Where Knorr Cetina argued that the researcher's participation in research practices is relationally and affectively "undergirded" such that her or his engagement in them oscillates between emotional investment and dissociation, subject and object positions in their regard, Charles Spinosa notes that (29) affectivity and the relational are "implicit in the [disciplinary] practice" itself, to such an extent that affective binding-in, dissociation and thematisation, and the relationality of disciplinary research practices constitute one aspect "of the general conditions of satisfaction" of the practice.

The two writers thereby seem to me to be touching on the possibility of a "disciplinary mastery" and of "affectivity and relationality", which are specific to the notion of disciplinarity itself. Schatzki identifies this quality of disciplinary practice "teleoaffective". I have been intrigued to discover that this notion of a teleoaffectivity specific to expert and disciplinary practice "itself" resonates for me with and achieves a degree of empirical fit with, my own experiences over the years of arts-disciplinary practices. I have been intrigued to note among a number of expert arts-practitioners the assertion of a certain "un-knowing" of the expert-practitioner, which I should prefer to call "disciplined un-knowing".

Hand-in-hand with this professed disciplinary unknowing go attentiveness to factors in the contingent register, and a professional attentiveness to professional or disciplinary intuitions. I want to conclude here with this notion of professional intuition, precisely because the practice theoreticians whom I have read tend to avoid the matter of intuition, or to conflate it with intuitive operations in everyday life.

I am going to go so far, here, as to suggest that it can be argued that arts-disciplinary practice itself may carry with it the possibility of an affective charge, into which the work of both expert practitioner and spectator or listener are "fitted". In this case, where singular practitioners weave their work into disciplinary convention reviewed in terms of changing situations, it should be wholly possible for us to claim that the disciplinary arts practitioner, expert in a knowledge-economy, does more, constitutively, than she knows. Secondly that, through the operations of hypotyposis, she will genuinely be able to do more, in terms of the spectator or listener's own engagement, than she does.

It is the Heideggerian account of the development of practice through further articulation of the core, within which we may or may not choose to embed the Derridian or dispersive account, which enables me to deal with this "knowledge-situation". The expert practitioner's signature, in this account of epistemic (or research) practices is insinuated into the spaces which intermittently open between the autonomous disciplinary practices and her or his own engagement with these.

If arts-practices, in the hands of the expert-practitioner, "tend toward their own elaboration" in a given disciplinary field, such as we have seen in this televisual account of Wheeldon's work with Darcey Bussell and Jonathon Cope for the Royal Ballet, then we are beginning to touch on the notion that knowledge-systems are at work, within the given expert practice, to such an extent that the practice can seem to do more than it does.
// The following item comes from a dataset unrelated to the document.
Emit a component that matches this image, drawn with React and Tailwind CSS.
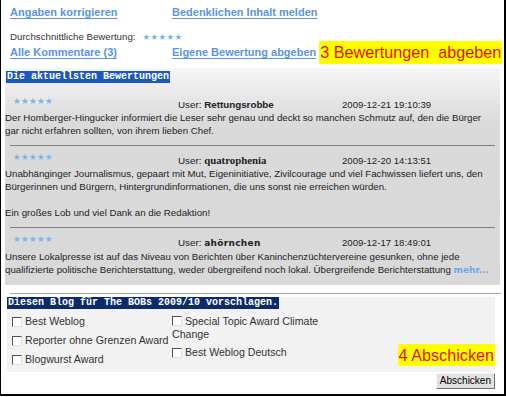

In other words, the disciplinary systems themselves, once sufficent performative indicators have been triggered by actual choices 'in the work', will seem, for a given spectator, to expand and fold around those choices. They thereby transmit, to an expert spectator, a greater 'knowledge-body' than needs to be articulated as such by the given practitioners. As soon as a commentator notes that a piece 'works on many levels' (a curious hierarchising spatial metaphor), we find ourselves in the domain of the expert-creative 'more than they know'.

To the extent that the expert practitioner fits her or his work into the disciplinary framework, in other words, he or she can seem to do more, in practice, than she or he does, and to "know more" than he or she knows. It is the Heideggerian account of the development of practice through further articulation of the core, and not the Derridian account, which enables us to deal with this "knowledge-situation".

The expert practitioner's signature, in this account of epistemic (or research) practices is insinuated into the spaces which intermittently open between the autonomous disciplinary practices and her or his own engagement with these. In the case of Tryst, "signed by" Wheeldon and Bussell, I would argue that we can see moments of "dissociation between self and work object", which occurs when "the definition of [somatic 'objects', and] the consciousness of problems...is deliberately looped back through objects and the reaction granted by them".

Susan MelroseThis sort of looping back, which we can see as compositional choices in Tryst, produces moments of interruption and reflection within the knowledge practice, as soon as we identify, as I do from the basis of limited experience, elements of a classical vocabulary reworked into a recognisably "contemporary dance" framework, which in the piece is shown in a process of unfolding the core vocabularly and ostending it. But I would also argue that it is possible here to observe the choreographer's signature-'look', as it moves between present object and disciplinary core, in the expert practice. And further that we can also see, and need the notion of, rule-governed and teleogically-determined choices which reflect back to the established codes and conventions of genre and discipline. Schatzki identifies these elements in terms of "teleoaffectivity".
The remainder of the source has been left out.